* [What you should do]:
For each line in the data below that holds "Emit", return a copy.

* [Extracted data]:
****************

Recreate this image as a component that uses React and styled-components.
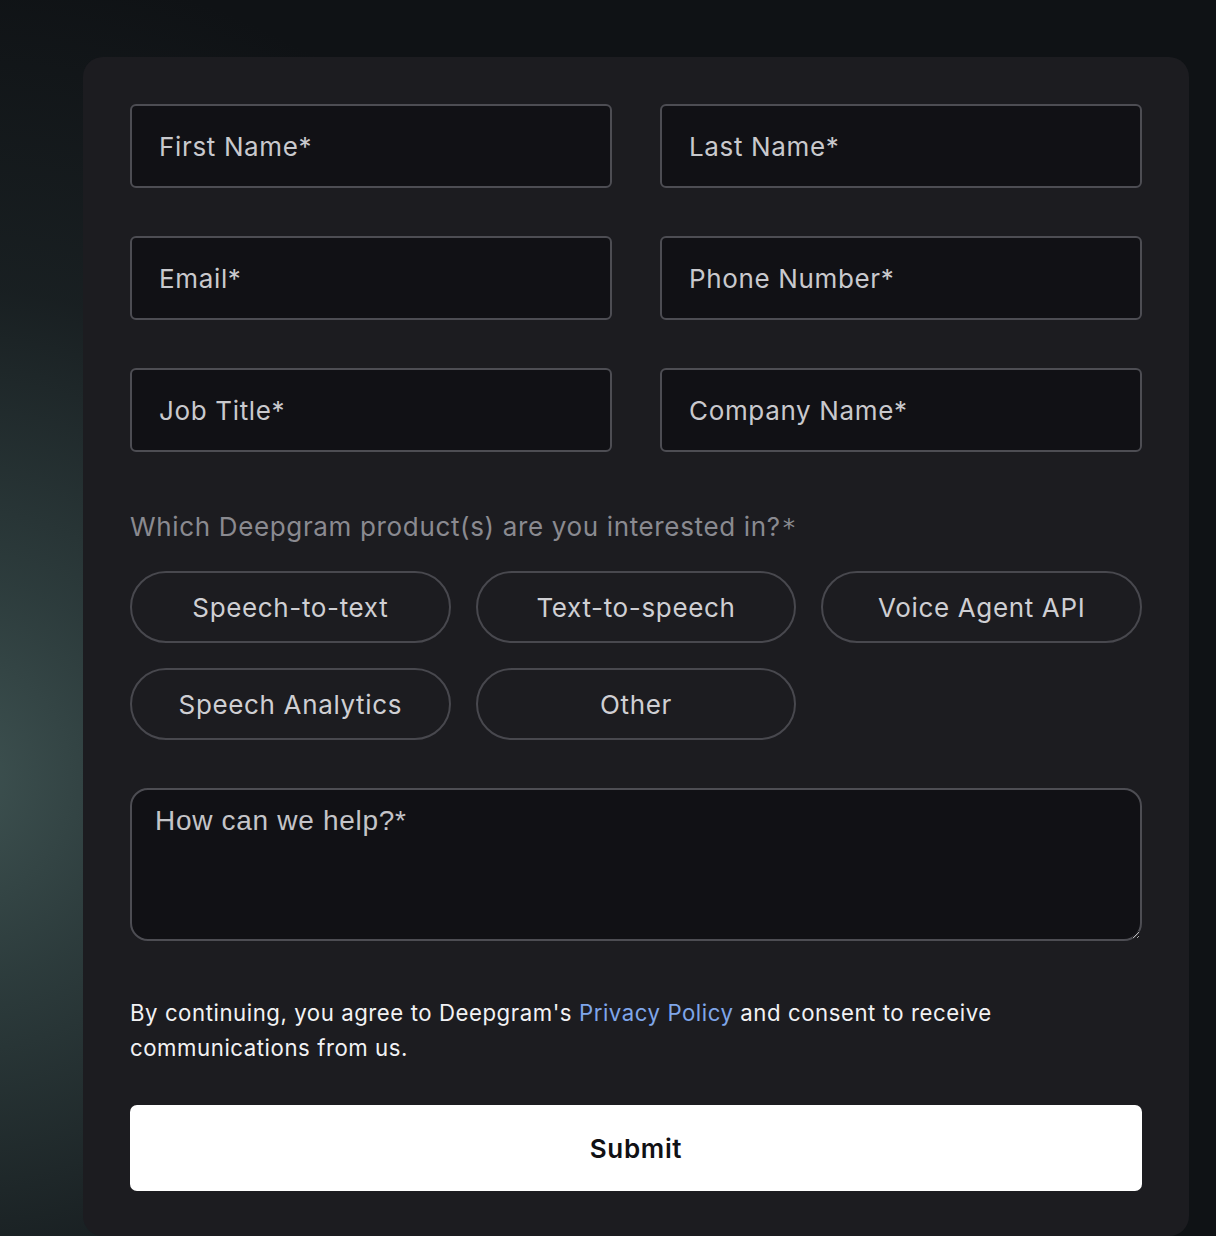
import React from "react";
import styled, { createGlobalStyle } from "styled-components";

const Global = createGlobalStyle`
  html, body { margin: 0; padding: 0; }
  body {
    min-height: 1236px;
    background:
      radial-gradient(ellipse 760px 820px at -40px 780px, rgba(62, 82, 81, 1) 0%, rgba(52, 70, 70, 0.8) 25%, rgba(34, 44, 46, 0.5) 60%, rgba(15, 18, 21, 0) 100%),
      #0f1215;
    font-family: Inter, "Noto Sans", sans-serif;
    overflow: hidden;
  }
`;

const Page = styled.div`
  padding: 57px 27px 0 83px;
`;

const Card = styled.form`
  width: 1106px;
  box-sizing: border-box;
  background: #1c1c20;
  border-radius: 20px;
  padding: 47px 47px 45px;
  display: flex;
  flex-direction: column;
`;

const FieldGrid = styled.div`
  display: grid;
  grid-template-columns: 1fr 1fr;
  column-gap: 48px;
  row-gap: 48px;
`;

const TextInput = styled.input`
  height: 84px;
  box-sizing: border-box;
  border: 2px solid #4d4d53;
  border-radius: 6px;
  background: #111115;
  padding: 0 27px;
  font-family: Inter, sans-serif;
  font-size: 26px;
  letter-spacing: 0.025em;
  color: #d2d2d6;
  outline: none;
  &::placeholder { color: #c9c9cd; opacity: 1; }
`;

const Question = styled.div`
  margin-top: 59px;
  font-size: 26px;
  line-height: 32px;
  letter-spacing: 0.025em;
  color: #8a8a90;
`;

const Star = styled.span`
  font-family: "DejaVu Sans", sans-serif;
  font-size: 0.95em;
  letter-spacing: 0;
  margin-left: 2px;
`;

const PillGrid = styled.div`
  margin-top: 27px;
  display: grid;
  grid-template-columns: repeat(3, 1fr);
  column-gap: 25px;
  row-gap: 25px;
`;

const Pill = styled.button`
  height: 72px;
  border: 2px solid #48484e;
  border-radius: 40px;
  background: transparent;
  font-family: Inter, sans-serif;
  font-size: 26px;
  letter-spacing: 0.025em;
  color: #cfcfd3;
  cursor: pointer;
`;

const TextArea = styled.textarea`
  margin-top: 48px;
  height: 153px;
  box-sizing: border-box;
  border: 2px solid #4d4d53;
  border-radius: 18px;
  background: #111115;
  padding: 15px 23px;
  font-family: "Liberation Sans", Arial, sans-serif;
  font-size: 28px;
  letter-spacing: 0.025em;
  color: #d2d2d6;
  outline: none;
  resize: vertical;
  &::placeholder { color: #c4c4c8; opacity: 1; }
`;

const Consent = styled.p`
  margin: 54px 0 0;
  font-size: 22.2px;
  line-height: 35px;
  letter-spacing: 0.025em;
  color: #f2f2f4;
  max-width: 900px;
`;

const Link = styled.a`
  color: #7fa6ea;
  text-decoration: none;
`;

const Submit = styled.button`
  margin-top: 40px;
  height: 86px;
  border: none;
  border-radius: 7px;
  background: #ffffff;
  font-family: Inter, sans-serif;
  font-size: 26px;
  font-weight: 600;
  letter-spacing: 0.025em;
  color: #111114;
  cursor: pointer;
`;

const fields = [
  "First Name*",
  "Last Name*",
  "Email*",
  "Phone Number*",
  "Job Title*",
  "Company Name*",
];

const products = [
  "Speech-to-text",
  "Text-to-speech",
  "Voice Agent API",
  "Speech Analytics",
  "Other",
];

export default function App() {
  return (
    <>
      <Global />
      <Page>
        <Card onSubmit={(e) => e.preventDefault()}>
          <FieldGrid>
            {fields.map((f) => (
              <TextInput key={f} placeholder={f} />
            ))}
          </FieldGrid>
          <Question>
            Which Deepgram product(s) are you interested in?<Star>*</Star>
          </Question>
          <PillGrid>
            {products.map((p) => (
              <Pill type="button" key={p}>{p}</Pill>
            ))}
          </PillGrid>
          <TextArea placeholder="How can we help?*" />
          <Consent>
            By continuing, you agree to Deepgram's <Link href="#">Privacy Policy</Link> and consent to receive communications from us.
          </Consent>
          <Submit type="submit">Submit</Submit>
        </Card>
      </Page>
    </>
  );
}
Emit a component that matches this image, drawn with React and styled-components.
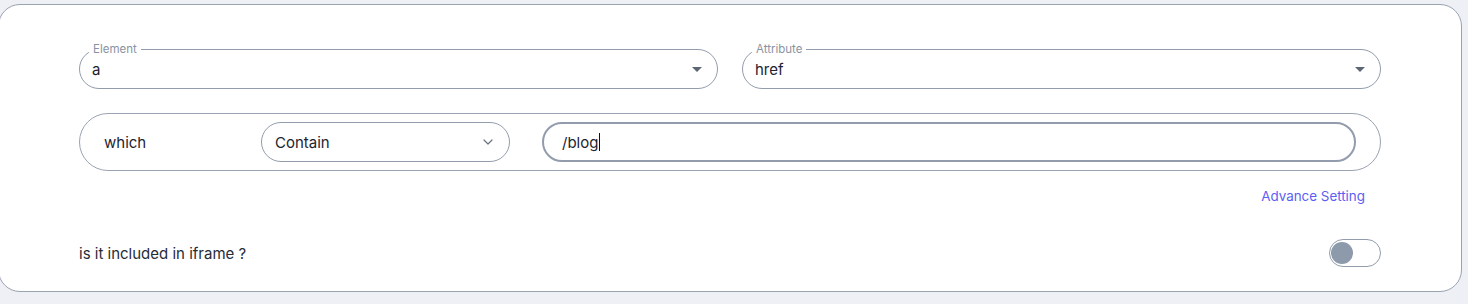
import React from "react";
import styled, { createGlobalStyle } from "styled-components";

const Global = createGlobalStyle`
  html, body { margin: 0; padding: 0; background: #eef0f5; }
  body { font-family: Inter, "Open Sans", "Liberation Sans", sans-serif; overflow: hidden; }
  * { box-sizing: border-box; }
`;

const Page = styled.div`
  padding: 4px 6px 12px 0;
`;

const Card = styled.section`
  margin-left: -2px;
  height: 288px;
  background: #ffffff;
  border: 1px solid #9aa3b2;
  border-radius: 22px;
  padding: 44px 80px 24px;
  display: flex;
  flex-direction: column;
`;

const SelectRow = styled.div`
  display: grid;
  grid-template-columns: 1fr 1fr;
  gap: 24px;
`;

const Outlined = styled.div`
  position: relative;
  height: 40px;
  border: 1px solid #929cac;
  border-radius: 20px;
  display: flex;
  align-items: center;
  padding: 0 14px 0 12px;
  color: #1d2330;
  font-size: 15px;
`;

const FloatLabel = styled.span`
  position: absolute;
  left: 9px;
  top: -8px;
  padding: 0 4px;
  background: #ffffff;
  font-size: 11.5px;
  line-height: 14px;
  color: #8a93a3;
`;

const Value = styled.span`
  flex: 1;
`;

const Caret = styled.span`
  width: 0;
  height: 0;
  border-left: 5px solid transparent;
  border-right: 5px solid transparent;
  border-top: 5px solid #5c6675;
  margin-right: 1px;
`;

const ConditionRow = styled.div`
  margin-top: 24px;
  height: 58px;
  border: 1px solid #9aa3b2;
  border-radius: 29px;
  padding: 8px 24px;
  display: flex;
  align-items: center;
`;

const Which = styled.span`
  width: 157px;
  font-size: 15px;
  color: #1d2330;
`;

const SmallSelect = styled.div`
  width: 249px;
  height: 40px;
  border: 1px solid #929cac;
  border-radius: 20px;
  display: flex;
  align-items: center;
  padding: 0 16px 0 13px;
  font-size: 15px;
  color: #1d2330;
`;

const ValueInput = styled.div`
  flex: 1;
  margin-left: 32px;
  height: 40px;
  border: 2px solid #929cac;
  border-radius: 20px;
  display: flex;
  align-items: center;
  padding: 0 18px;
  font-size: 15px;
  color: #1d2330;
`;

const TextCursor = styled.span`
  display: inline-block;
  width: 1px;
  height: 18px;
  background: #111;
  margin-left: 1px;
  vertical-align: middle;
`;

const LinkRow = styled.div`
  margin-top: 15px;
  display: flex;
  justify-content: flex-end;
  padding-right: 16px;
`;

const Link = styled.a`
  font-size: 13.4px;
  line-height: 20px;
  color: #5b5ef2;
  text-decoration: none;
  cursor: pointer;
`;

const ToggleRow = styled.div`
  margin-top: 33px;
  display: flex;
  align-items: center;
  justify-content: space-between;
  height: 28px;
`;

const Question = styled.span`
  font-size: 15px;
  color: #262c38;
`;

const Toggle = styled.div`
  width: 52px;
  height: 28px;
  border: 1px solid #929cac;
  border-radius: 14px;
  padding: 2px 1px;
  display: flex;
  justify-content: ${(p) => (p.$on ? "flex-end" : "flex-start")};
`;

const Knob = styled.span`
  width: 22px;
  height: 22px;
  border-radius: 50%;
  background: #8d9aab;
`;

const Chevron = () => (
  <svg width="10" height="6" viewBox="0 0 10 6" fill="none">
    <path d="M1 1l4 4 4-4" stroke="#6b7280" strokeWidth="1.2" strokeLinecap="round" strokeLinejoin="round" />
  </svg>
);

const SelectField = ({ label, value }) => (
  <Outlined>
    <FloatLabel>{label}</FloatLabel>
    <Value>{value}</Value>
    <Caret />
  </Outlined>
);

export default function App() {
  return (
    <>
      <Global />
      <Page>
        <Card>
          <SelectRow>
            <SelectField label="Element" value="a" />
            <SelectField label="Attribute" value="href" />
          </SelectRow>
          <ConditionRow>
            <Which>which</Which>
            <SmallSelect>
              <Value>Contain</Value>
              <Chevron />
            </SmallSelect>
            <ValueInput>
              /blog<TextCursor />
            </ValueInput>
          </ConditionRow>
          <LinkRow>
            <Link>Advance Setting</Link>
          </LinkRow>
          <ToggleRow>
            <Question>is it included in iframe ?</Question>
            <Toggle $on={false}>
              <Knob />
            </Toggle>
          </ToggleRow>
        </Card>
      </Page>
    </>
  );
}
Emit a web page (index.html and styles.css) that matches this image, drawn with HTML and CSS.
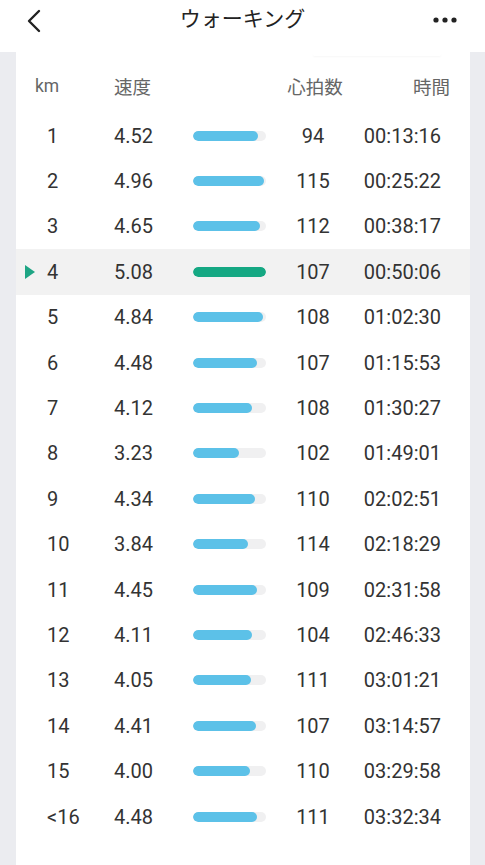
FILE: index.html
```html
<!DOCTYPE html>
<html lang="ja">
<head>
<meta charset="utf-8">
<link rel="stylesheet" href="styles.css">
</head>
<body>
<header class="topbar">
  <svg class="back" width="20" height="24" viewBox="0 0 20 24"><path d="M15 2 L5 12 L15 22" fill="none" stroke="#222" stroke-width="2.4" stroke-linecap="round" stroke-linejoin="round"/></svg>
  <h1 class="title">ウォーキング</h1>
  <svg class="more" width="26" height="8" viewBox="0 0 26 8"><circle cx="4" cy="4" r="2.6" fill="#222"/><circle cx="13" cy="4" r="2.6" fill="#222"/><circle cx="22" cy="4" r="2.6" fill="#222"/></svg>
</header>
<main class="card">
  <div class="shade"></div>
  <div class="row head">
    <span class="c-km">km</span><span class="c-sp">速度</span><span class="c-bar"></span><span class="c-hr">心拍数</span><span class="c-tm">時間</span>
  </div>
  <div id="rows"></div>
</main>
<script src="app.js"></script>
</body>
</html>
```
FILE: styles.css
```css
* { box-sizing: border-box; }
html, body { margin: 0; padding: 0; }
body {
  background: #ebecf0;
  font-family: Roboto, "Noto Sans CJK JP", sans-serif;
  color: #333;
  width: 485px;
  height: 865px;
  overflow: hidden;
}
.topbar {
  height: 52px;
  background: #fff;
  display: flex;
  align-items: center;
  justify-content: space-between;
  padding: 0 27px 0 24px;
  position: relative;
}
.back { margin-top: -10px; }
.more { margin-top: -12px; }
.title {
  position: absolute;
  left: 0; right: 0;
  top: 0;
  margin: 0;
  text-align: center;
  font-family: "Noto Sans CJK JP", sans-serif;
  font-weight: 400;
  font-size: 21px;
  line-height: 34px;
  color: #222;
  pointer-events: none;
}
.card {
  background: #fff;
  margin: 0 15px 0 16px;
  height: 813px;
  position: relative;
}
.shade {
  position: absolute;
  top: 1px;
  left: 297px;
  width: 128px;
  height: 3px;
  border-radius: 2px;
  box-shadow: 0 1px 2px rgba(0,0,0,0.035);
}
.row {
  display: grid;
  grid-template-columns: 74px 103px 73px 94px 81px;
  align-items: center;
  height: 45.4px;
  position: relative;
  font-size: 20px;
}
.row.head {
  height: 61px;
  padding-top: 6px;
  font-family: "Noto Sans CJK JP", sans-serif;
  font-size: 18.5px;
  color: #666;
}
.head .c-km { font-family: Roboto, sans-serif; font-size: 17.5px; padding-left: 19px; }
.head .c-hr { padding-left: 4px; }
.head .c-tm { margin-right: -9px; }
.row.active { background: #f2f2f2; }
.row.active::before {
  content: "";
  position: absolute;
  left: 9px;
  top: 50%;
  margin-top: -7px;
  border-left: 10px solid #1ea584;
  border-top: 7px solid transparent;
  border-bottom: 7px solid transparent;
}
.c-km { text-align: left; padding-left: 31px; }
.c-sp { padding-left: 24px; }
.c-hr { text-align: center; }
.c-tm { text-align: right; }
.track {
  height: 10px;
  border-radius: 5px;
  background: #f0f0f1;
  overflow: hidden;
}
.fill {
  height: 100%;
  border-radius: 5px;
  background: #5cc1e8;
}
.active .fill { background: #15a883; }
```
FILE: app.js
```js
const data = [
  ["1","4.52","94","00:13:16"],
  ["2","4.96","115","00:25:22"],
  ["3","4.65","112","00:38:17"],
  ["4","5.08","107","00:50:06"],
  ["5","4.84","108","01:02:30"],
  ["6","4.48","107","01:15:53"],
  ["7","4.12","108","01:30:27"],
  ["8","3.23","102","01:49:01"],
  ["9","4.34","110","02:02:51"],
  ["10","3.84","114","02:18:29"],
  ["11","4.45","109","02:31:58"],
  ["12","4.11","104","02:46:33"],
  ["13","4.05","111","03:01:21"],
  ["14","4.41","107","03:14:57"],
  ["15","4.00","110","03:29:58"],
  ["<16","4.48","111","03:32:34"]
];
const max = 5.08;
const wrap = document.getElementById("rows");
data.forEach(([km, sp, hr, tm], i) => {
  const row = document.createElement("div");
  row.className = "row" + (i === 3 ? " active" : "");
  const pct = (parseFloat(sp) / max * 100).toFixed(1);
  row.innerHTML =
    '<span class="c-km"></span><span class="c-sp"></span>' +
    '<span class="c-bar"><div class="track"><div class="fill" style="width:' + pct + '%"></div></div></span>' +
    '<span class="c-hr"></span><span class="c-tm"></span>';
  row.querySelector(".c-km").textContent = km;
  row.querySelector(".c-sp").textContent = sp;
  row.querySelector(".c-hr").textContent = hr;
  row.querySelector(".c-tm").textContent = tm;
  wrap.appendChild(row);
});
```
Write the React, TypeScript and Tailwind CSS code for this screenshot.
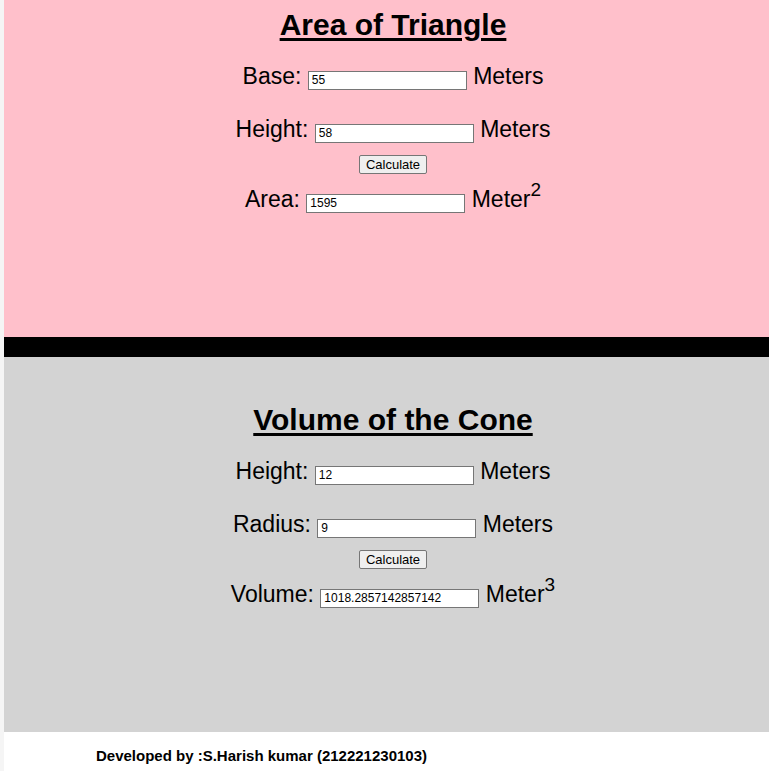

****************

* [Written answer]:
Emit a component that matches this image, drawn with React and styled-components.
Emit a web page (index.html and styles.css) that matches this image, drawn with HTML and CSS.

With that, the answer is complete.